Addressing the attacks by the media Boebert said, “[President Trump] is our chief executive. I don’t believe it’s unreasonable or a radical notion to want to get to the truth of the investigative work that the Inspector General and the Attorney General are performing when it comes to those in the administration who would undermine our President. As for QAnon, that’s a false attack by the Democrats. I’m not into conspiracies and I’m not a follower.”

Boebert was born in Florida and her family moved to Aurora when she was four.

“I was raised in a Democrat home. I was basically raised by my Mom and the government,” Boebert said. “I know what it’s like to have to depend on government for where you’re going to get your food, where you’re going to live, which health care provider you’re going to see.”

“It was a very limiting aspect of our life,” said Boebert. “We couldn’t escape that government control, we absolutely depended on it.
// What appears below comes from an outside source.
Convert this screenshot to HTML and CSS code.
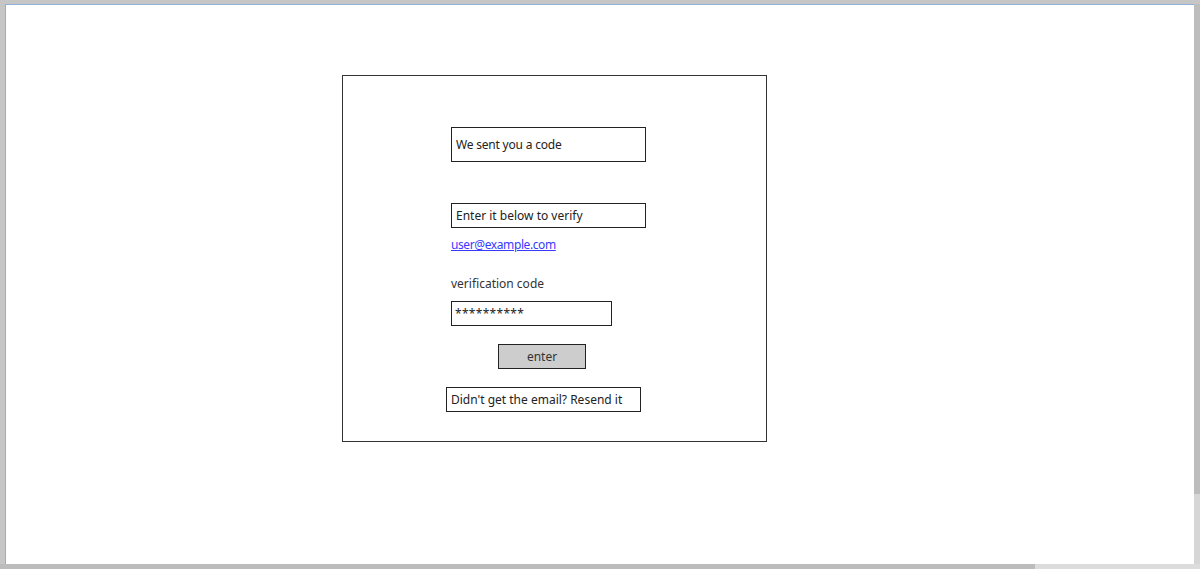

I know firsthand what it’s like to buy groceries with a welfare card.”

As a teenager growing up in the small town of Rifle, about halfway between Glenwood Springs and Grand Junction along I-70, Boebert says she started developing a sense of personal responsibility at her first job at the McDonald‘s in Rifle.

“I saw at a very young age that I could take better care of myself than the government ever did,” Boebert said. “So I began to develop conservative values over the years, just seeing through life experiences that I could put my hands to something and be successful on my own.”

Boebert still lives in Rifle with Jayson, her husband of 17 years and her four sons.

“We have our four boys and we’re doing everything that we can to raise them to be strong independent men,” Boebert said. “We understand that their success is not going to come from a government handout or government program, it’s going to come from hard work, determination and these conservative values that we’re instilling in them.”

Jayson works in the oil and gas industry on drill rigs.

“He started at the bottom rung in the energy industry and he’s worked his way up and now he is Terra Energy’s go-to guy for everything,” Boebert said. “He’s worked his way to the top out here and we’re very fortunate that he still has work, it’s never a guarantee, it’s always something that we’re looking for backup plans for.”

Part of their backup plan is the Shooters Grill in Rifle, where Boebert first made a media splash because of her welcoming attitude towards open carry of firearms.

Shortly after opening the restaurant in 2013, during the war on oil and gas under the Obama administration, a man was beaten to death behind her restaurant. This forced Boebert to think seriously about the safety of her employees.

“I have an all-female staff and I took advantage of Colorado’s open carry laws,” said Boebert. “At that time I was trained in firearm safety and understood the basics of operating a firearm, but I didn’t have time to sit through a concealed carry training class and then go and spend money to pay the government a fee to prove my innocence and wait for their permit to come in. So I took advantage of those laws and began to open carry.”

“For the first year or so no one really cared that we had guns. Our customers had guns too, and they wanted their food hot with a smile so that’s what our focus was,” said Boebert.

Now she is more formal about making sure her staff is both safe and well-trained.

“We have training for all of our staff that we provide,” Boebert said. “There’s been tactical training, weapons retention training and we take it very seriously. We don’t want any mistakes.”

Boebert says she is committed to protecting the liberty and rights of all her constituents.

“The people here in the 3rd District deserve a leader with a strong message of freedom and prosperity and who will give voice to the issues that matter most of them,” said Boebert. “We are tired of being drowned out by Denver and Boulder liberals all the time. This primary showed that voters are done with DC politics.”